When we are practicing, we are encouraged to remain in the present moment; not to intellectualize. Although questions during iai practice are fairly common in the West (in my experience) they aren't asked much in Japan. It's just "do it ... now do it again". You're not supposed to think about it too much, but let it seep into your bones through repetition.

Zen tells us that everything is one; there is no difference between "this" and "that". When we practice iai, there is no difference between our state of mind when we are sitting quietly and when we are slicing our imaginary opponent in half, nor when we are looking out over his bleeding corpse. When we practice kendo, we have to "become one" with our opponent - the ideal is not that we move in reaction to his movements - cause and effect, attack and defense - but rather that we move at the same time, or even slightly before he knows he is about to move.

Increasingly in the modern world, we are able to spend hours and hours in a purely intellectual world. We stare at computer screens, thinking about abstractions, writing to people who aren't present, while our legs fall asleep. Practicing the martial arts, we remember to breathe; we feel the pain in our knees and ankles, the floor beneath our feet, the sweat trickling into our eyes. We look into our partner's face, and when everything works right, we reach the end of a kata and realize, "Hold on ... What just happened? I must have done it correctly because he didn't split my head open, but ... I honestly don't remember the last 5 seconds at all!" It is as though we ceased to exist for an interval, before our brains slammed on the brakes and brought us screeching back to the present.

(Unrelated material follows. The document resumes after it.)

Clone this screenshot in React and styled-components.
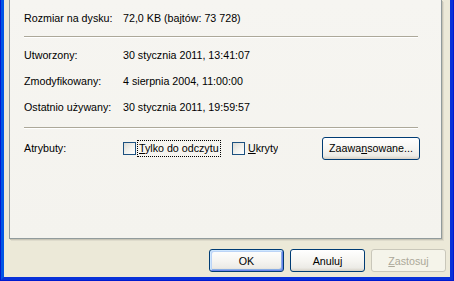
import React from 'react';
import styled, { createGlobalStyle, css } from 'styled-components';

const Global = createGlobalStyle`
  html, body { margin: 0; padding: 0; background: #ECE9D8; }
  body {
    width: 454px; height: 281px; overflow: hidden;
    font-family: "Liberation Sans", Arial, sans-serif;
    font-size: 10.7px; color: #000;
  }
`;

const Window = styled.div`
  box-sizing: border-box;
  width: 454px;
  height: 281px;
  border: 1px solid #0019CF;
  border-top: none;
  background: #ECE9D8;
`;

const Frame = styled.div`
  box-sizing: border-box;
  height: 100%;
  border-left: 3px solid #0055E5;
  border-right: 3px solid #0831D9;
  border-bottom: 3px solid #0831D9;
  display: flex;
  flex-direction: column;
  padding: 0 4px 0 5px;
`;

const Panel = styled.div`
  box-sizing: border-box;
  height: 239px;
  margin-right: 4px;
  border: 1px solid #919B9C;
  border-top: none;
  box-shadow: 1px 1px 0 #C8C5B6, 2px 2px 0 #DEDBCC;
  background: linear-gradient(180deg, #F6F5F1 0%, #F4F3EE 100%);
  padding: 12px 23px 0 14px;
  display: flex;
  flex-direction: column;
`;

const InfoRow = styled.div`
  display: grid;
  grid-template-columns: 99px 1fr;
  height: 13px;
  line-height: 13px;
  white-space: nowrap;
  margin-top: ${(p) => p.$gap || 0}px;
`;

const Separator = styled.div`
  height: 0;
  border-top: 1px solid #ACA899;
  border-bottom: 1px solid #FFFFFF;
  margin-top: ${(p) => p.$gap}px;
`;

const AttrRow = styled.div`
  display: flex;
  align-items: center;
  height: 23px;
  margin-top: 8px;
  line-height: 13px;
  white-space: nowrap;
`;

const AttrLabel = styled.span`
  width: 99px;
  flex: none;
`;

const CheckItem = styled.label`
  display: flex;
  align-items: center;
  width: ${(p) => p.$w}px;
  flex: none;
`;

const Box = styled.span`
  box-sizing: border-box;
  width: 13px;
  height: 13px;
  flex: none;
  border: 1px solid #1C5180;
  background: linear-gradient(135deg, #DCDBD5 0%, #F2F2EE 55%, #FFFFFF 100%);
`;

const CheckText = styled.span`
  box-sizing: border-box;
  margin-left: 2px;
  padding: 1px 0 1px 1px;
  overflow: hidden;
  ${(p) => p.$w && css`width: ${p.$w}px;`}
  ${(p) => p.$focused && css`outline: 1px dotted #000; outline-offset: 0;`}
`;

const Key = styled.span`
  text-decoration: underline;
  text-underline-offset: 1px;
`;

const Button = styled.button`
  box-sizing: border-box;
  width: ${(p) => p.$w || 75}px;
  height: 23px;
  padding: 0;
  font: inherit;
  color: #000;
  border: 1px solid #003C74;
  border-radius: 3px;
  background: linear-gradient(180deg, #FFFFFF 0%, #F5F4F0 55%, #ECEBE6 85%, #D6D0C5 100%);
  flex: none;
  ${(p) => p.$default && css`
    box-shadow: inset 1px 1px 0 #CEE7FF, inset -1px -1px 0 #6982EE,
      inset 2px 2px 0 #BCD4F6, inset -2px -2px 0 #89ADE4;
  `}
  &:disabled {
    border-color: #C9C7BA;
    background: #F5F4EA;
    color: #ACA899;
  }
`;

const ButtonBar = styled.div`
  display: flex;
  justify-content: flex-end;
  gap: 6px;
  padding-top: 10px;
`;

const rows = [
  ['Utworzony:', '30 stycznia 2011, 13:41:07'],
  ['Zmodyfikowany:', '4 sierpnia 2004, 11:00:00'],
  ['Ostatnio używany:', '30 stycznia 2011, 19:59:57'],
];

export default function App() {
  return (
    <>
      <Global />
      <Window>
        <Frame>
          <Panel>
            <InfoRow>
              <span>Rozmiar na dysku:</span>
              <span>72,0 KB (bajtów: 73 728)</span>
            </InfoRow>
            <Separator $gap={11} />
            {rows.map(([l, v], i) => (
              <InfoRow key={l} $gap={i === 0 ? 11 : 13}>
                <span>{l}</span>
                <span>{v}</span>
              </InfoRow>
            ))}
            <Separator $gap={13} />
            <AttrRow>
              <AttrLabel>Atrybuty:</AttrLabel>
              <CheckItem $w={109}>
                <Box />
                <CheckText $w={82} $focused>
                  <Key>T</Key>ylko do odczytu
                </CheckText>
              </CheckItem>
              <CheckItem $w={90}>
                <Box />
                <CheckText>
                  <Key>U</Key>kryty
                </CheckText>
              </CheckItem>
              <Button $w={98}>
                Zaawa<Key>n</Key>sowane...
              </Button>
            </AttrRow>
          </Panel>
          <ButtonBar>
            <Button $default>OK</Button>
            <Button>Anuluj</Button>
            <Button disabled>
              <Key>Z</Key>astosuj
            </Button>
          </ButtonBar>
        </Frame>
      </Window>
    </>
  );
}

In "Opening the Hand of Thought", Uchiyama Roshi talks about how Zazen practice is not really the act of sitting there with an empty mind, but rather the act of stringing together short little intervals of "empty-mindedness", interrupted by random thoughts that bubble up from our brains like gas from a swamp. Zazen is exhausting because you have to constantly struggle to let go of those random thoughts, to obtain brief windows of silence - of nothingness. I believe I have experienced nothingness in the middle of kata practice.